Einen neueren Fokus soll dagegen die 140-teilige Installation „Millions Now Living Never Die!!!“ von Brian Alfred bilden. Der 35-jährige Engländer hat bis 2009 die Gesichter von Berühmten und Unbekannten mit Hilfe von Pinsel und Schablonen auf jeweils etwa 25 x 15 Zentimetern halb naiv, halb (foto)realistisch zu einer Porträt-Galerie versammelt. Wer will, kann da Bill Gates oder Bill Clinton, Godard oder Jim Jarmuch, aber auch den Künstlerkollegen Olafur Eliasson erkennen. Royals, Popstars und Normalmenschen werden so zu bunten und doch sonderbar blassen Ikonen. Die einzelnen Ölbildchen sind zu flach, zu sehr nur Zitat, um ein zeitgenössisches Über-Ich auszumalen oder auch nur Warhols schönen Leitsatz des Seriellen „Two is better than one“ originell zu reflektieren.

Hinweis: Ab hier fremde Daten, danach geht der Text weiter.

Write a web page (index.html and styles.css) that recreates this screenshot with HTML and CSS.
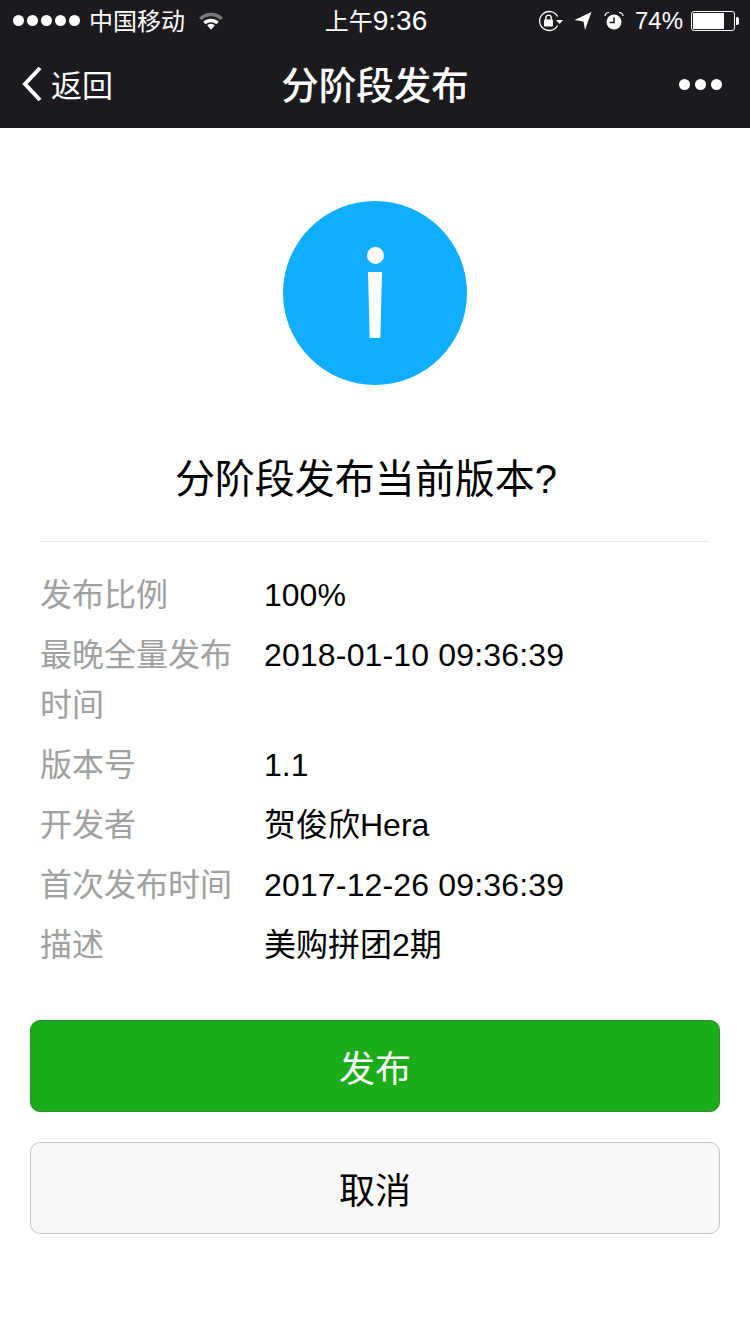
FILE: index.html
```html
<!DOCTYPE html>
<html lang="zh-CN">
<head>
    <meta charset="UTF-8">
    <meta name="viewport" content="width=device-width, initial-scale=1.0">
    <title>分阶段发布</title>
    <link rel="stylesheet" href="styles.css">
</head>
<body>
    <div class="header">
        <!-- ステータスバー -->
        <div class="status">
            <div class="status-left">
                <span class="signal"><i></i><i></i><i></i><i></i><i></i></span>
                <span class="carrier">中国移动</span>
                <svg class="wifi" width="26" height="20" viewBox="0 0 24 18">
                    <path d="M1 6 A15.500 15.500 0 0 1 23 6 L20.800 8.300 A12.300 12.300 0 0 0 3.200 8.300 Z" fill="#77777a"/>
                    <path d="M4.800 9.800 A10.300 10.300 0 0 1 19.200 9.800 L17 12 A7.500 7.500 0 0 0 7 12 Z" fill="#fff"/>
                    <path d="M8.500 13 A5 5 0 0 1 15.500 13 L12 17 Z" fill="#fff"/>
                </svg>
            </div>
            <div class="clock">上午<span class="clock-time">9:36</span></div>
            <div class="status-right">
                <svg class="lock" width="26" height="22" viewBox="0 0 26 22">
                    <path d="M19.500 6.500 A9.500 9.500 0 1 0 19.500 15.500" fill="none" stroke="#fff" stroke-width="1.300"/>
                    <path d="M18 10 L25 10 L21.500 14 Z" fill="#fff"/>
                    <rect x="6" y="9.500" width="9" height="7" rx="1" fill="#fff"/>
                    <path d="M7.800 10 V7.800 A2.700 2.700 0 0 1 13.200 7.800 V10" fill="none" stroke="#fff" stroke-width="1.400"/>
                </svg>
                <svg class="arrow" width="18" height="20" viewBox="0 0 18 20">
                    <path d="M0.500 9 L17.500 1 L11 19 L9.500 10.500 Z" fill="#fff"/>
                </svg>
                <svg class="alarm" width="20" height="20" viewBox="0 0 20 20">
                    <circle cx="10" cy="11" r="7.500" fill="#fff"/>
                    <path d="M10 6.500 V11.500 H5.500" fill="none" stroke="#1c1a1f" stroke-width="1.600"/>
                    <path d="M1 5 A4 4 0 0 1 5 1.500 M15 1.500 A4 4 0 0 1 19 5" fill="none" stroke="#fff" stroke-width="1.200"/>
                </svg>
                <span class="percent">74%</span>
                <span class="battery"><b></b></span>
                <span class="battery-tip"></span>
            </div>
        </div>

        <!-- ナビ -->
        <div class="nav">
            <div class="back">
                <svg width="22" height="36" viewBox="0 0 22 36">
                    <path d="M19 2 L4 18 L19 34" fill="none" stroke="#fff" stroke-width="4"/>
                </svg>
                <span class="back-text">返回</span>
            </div>
            <div class="nav-title">分阶段发布</div>
            <div class="more"><i></i><i></i><i></i></div>
        </div>
    </div>

    <div class="content">
        <div class="info-icon"><i class="dot"></i><i class="bar"></i></div>
        <h1 class="title">分阶段发布当前版本?</h1>

        <div class="list">
            <div class="row"><div class="label">发布比例</div><div class="value">100%</div></div>
            <div class="row"><div class="label">最晚全量发布时间</div><div class="value date">2018-01-10 09:36:39</div></div>
            <div class="row"><div class="label">版本号</div><div class="value">1.1</div></div>
            <div class="row"><div class="label">开发者</div><div class="value">贺俊欣Hera</div></div>
            <div class="row"><div class="label">首次发布时间</div><div class="value date">2017-12-26 09:36:39</div></div>
            <div class="row"><div class="label">描述</div><div class="value">美购拼团2期</div></div>
        </div>

        <div class="btn btn-primary">发布</div>
        <div class="btn btn-default">取消</div>
    </div>
</body>
</html>
```

FILE: styles.css
```css
* {
    box-sizing: border-box;
}

body {
    margin: 0;
    background: #fff;
    color: #000;
    font-family: "Liberation Sans", "Noto Sans CJK SC", sans-serif;
}

.header {
    height: 128px;
    background: #1c1a1f;
    color: #fff;
}

.status {
    height: 42px;
    padding: 0 11px 0 13px;
    display: flex;
    align-items: center;
    justify-content: space-between;
    font-size: 25px;
}

.status-left,
.status-right {
    width: 300px;
    display: flex;
    align-items: center;
}

.status-right {
    justify-content: flex-end;
}

.signal {
    display: flex;
    gap: 3px;
    margin-bottom: 2px;
}

.signal i {
    width: 11px;
    height: 11px;
    border-radius: 50%;
    background: #fff;
}

.carrier {
    margin-left: 9px;
    margin-bottom: 4px;
    font-size: 24px;
}

.wifi {
    margin-left: 13px;
    margin-bottom: 1px;
}

.clock {
    font-size: 24px;
    margin-bottom: 4px;
}

.clock-time {
    font-size: 28px;
}

.lock {
    margin-right: 10px;
}

.arrow {
    margin-right: 12px;
}

.alarm {
    margin-right: 11px;
}

.percent {
    font-size: 24px;
    margin-right: 8px;
}

.battery {
    width: 44px;
    height: 20px;
    border: 1.500px solid #fff;
    border-radius: 3px;
    padding: 1px;
    display: flex;
}

.battery b {
    width: 31px;
    background: #fff;
}

.battery-tip {
    width: 3px;
    height: 8px;
    margin-left: 1px;
    background: #fff;
    border-radius: 0 2px 2px 0;
}

.nav {
    height: 86px;
    padding: 0 28px 2px 21px;
    display: flex;
    align-items: center;
    justify-content: space-between;
    position: relative;
}

.back {
    display: flex;
    align-items: center;
    gap: 8px;
    font-size: 31px;
}

.back-text {
    margin-bottom: 1px;
}

.nav-title {
    position: absolute;
    left: 0;
    right: 0;
    margin-bottom: 4px;
    text-align: center;
    font-size: 37.500px;
    font-weight: 500;
}

.more {
    display: flex;
    gap: 5px;
}

.more i {
    width: 11px;
    height: 11px;
    border-radius: 50%;
    background: #fff;
}

.content {
    padding: 73px 30px 0;
}

.info-icon {
    width: 184px;
    height: 184px;
    margin: 0 auto;
    padding-top: 46px;
    border-radius: 50%;
    background: #10aeff;
    display: flex;
    flex-direction: column;
    align-items: center;
}

.dot {
    width: 17px;
    height: 17px;
    border-radius: 50%;
    background: #fff;
}

.bar {
    width: 14px;
    height: 66px;
    margin-top: 8px;
    background: #fff;
    clip-path: polygon(0 0, 100% 0, 88% 100%, 12% 100%);
}

.title {
    margin: 69px 0 0;
    padding-right: 18px;
    font-size: 40px;
    line-height: 50px;
    font-weight: 400;
    text-align: center;
}

.list {
    margin: 37px 11px 0 10px;
    padding-top: 28px;
    border-top: 1px solid #e5e5e5;
}

.row {
    display: flex;
    margin-bottom: 10px;
    font-size: 32px;
    line-height: 50px;
}

.label {
    width: 192px;
    color: #a0a0a0;
    flex-shrink: 0;
}

.value {
    margin-left: 32px;
    color: #000;
}

.date {
    letter-spacing: 0.16px;
}

.btn {
    height: 92px;
    border-radius: 10px;
    font-size: 36px;
    display: flex;
    align-items: center;
    justify-content: center;
}

.btn-primary {
    margin-top: 50px;
    background: #1aad19;
    border: 1px solid #2a8a2a;
    color: #fff;
}

.btn-default {
    margin-top: 30px;
    background: #f8f8f8;
    border: 1px solid #c8c8c8;
}
```
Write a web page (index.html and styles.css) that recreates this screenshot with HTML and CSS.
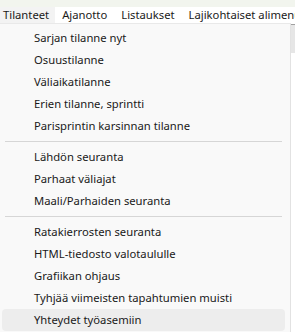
FILE: index.html
```html
<!DOCTYPE html>
<html lang="fi">
<head>
  <meta charset="UTF-8">
  <title>Tilanteet</title>
  <link rel="stylesheet" href="styles.css">
</head>
<body>
  <div class="top-strip"></div>

  <div class="menubar">
    <div class="menubar-item active">Tilanteet</div>
    <div class="menubar-item">Ajanotto</div>
    <div class="menubar-item">Listaukset</div>
    <div class="menubar-item">Lajikohtaiset alimenu</div>
  </div>

  <div class="below">
    <div class="dropdown">
      <div class="menu-item">Sarjan tilanne nyt</div>
      <div class="menu-item">Osuustilanne</div>
      <div class="menu-item">Väliaikatilanne</div>
      <div class="menu-item">Erien tilanne, sprintti</div>
      <div class="menu-item">Parisprintin karsinnan tilanne</div>
      <div class="separator"></div>
      <div class="menu-item">Lähdön seuranta</div>
      <div class="menu-item">Parhaat väliajat</div>
      <div class="menu-item">Maali/Parhaiden seuranta</div>
      <div class="separator"></div>
      <div class="menu-item">Ratakierrosten seuranta</div>
      <div class="menu-item">HTML-tiedosto valotaululle</div>
      <div class="menu-item">Grafiikan ohjaus</div>
      <div class="menu-item">Tyhjää viimeisten tapahtumien muisti</div>
      <div class="menu-item hover">Yhteydet työasemiin</div>
    </div>
    <div class="side">
      <div class="side-thumb"></div>
    </div>
  </div>
</body>
</html>
```

FILE: styles.css
```css
/* perusasetukset */
body {
  margin: 0;
  background: #ffffff;
  font-family: "Noto Sans", "Open Sans", sans-serif;
  font-size: 11.25px;
  color: #1a1a1a;
  overflow: hidden;
}

/* ikkunan yläreuna */
.top-strip {
  height: 7px;
  background: #f2f5ee;
}

/* valikkopalkki */
.menubar {
  display: flex;
  height: 16px;
  background: #ffffff;
  overflow: hidden;
}

.menubar-item {
  padding: 0 7px;
  line-height: 16px;
  white-space: nowrap;
}

.menubar-item.active {
  padding: 0 6px 0 3px;
  background: #f3f3f3;
}

/* alasvetovalikko */
.below {
  display: flex;
}

.dropdown {
  width: 290px;
  flex-shrink: 0;
  background: #f9f9f9;
  border-top: 1px solid #e9e9e9;
  border-right: 1px solid #e2e2e2;
  padding-top: 3px;
  height: 320px;
}

.menu-item {
  height: 22px;
  line-height: 21px;
  margin: 0 5px 0 2px;
  padding-left: 32px;
  border-radius: 4px;
  white-space: nowrap;
}

.menu-item.hover {
  background: #ededed;
}

.separator {
  height: 1px;
  margin: 4px 8px 4px 5px;
  background: #d6d6d6;
}

/* oikea reuna */
.side {
  flex: 1;
  background: #ffffff;
}

.side-thumb {
  height: 28px;
  margin-top: 1px;
  background: #e6e6e6;
  border-top: 1px solid #a0a0a0;
}
```
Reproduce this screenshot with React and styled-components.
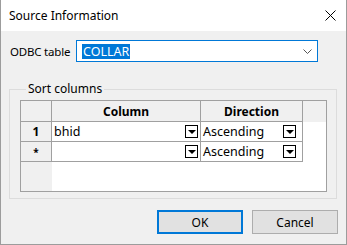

So dominieren zwei andere Werke. Natürlich Christian Boltanskis weltberühmter, in Wolfsburg schon vor 15 Jahren kurz nach der Museumsgründung für die eigene Sammlung erworbener halbdunkler Andachtsraum mit dem schlichten Titel „Menschlich“. Die dort alle Wände raumhoch bedeckenden über 1100 Schwarzweißfotografien bilden einen geisterhaften, tatsächlich gespenstisch- menschlichen Gesichterreigen. Leicht unscharf wie Gerhard Richters Foto-Gemälde, wie alte Passfotos wirkend oder an Zeitungsbilder oder Schnappschüsse aus den Erinnerungsalben längst Verstorbener gemahnend, schafft Boltanski ein Museum der verlorenen Zeit. Zweitausend tote, lachende, melancholische, rätselhafte Augen sehen einen an. Jedermann, Jedefrau, Jedeskind. Ein Denkmal für den unbekannten Menschen.

Geheimnisvoll gibt sich auch Fiona Tans knapp halbstündiger Film „A Lapse of Memory“. Die niederländisch-indonesische Künstlerin, die zuletzt wieder bei der Biennale in Venedig beeindruckte, hat 2007 im Royal Pavillon von Brighton, in einem märchenhaften Palast im chinesisch-japanischen Stil von 1815, den Tagesablauf eines Eremiten namens Henry inszeniert. Der alte Mann schläft dort auf dem Fußboden und sinniert tagsüber, durch endlose Hallen geisternd, als Narr oder Weiser. Angeblich ein Autist, der als Abenteurer einer Lebensreise durch viele Länder sein Gedächtnis verloren hat. Das wirkt höchst suggestiv und pittoresk. Allerdings sieht man erkennbar „nur“ einem Schauspieler zu: Sein Ich ist Kunst und alles Sein ein schöner Schein.

„Ich, zweifellos. 1309 Gesichter“, Kunstmuseum Wolfsburg, Di-So, bis 28. März.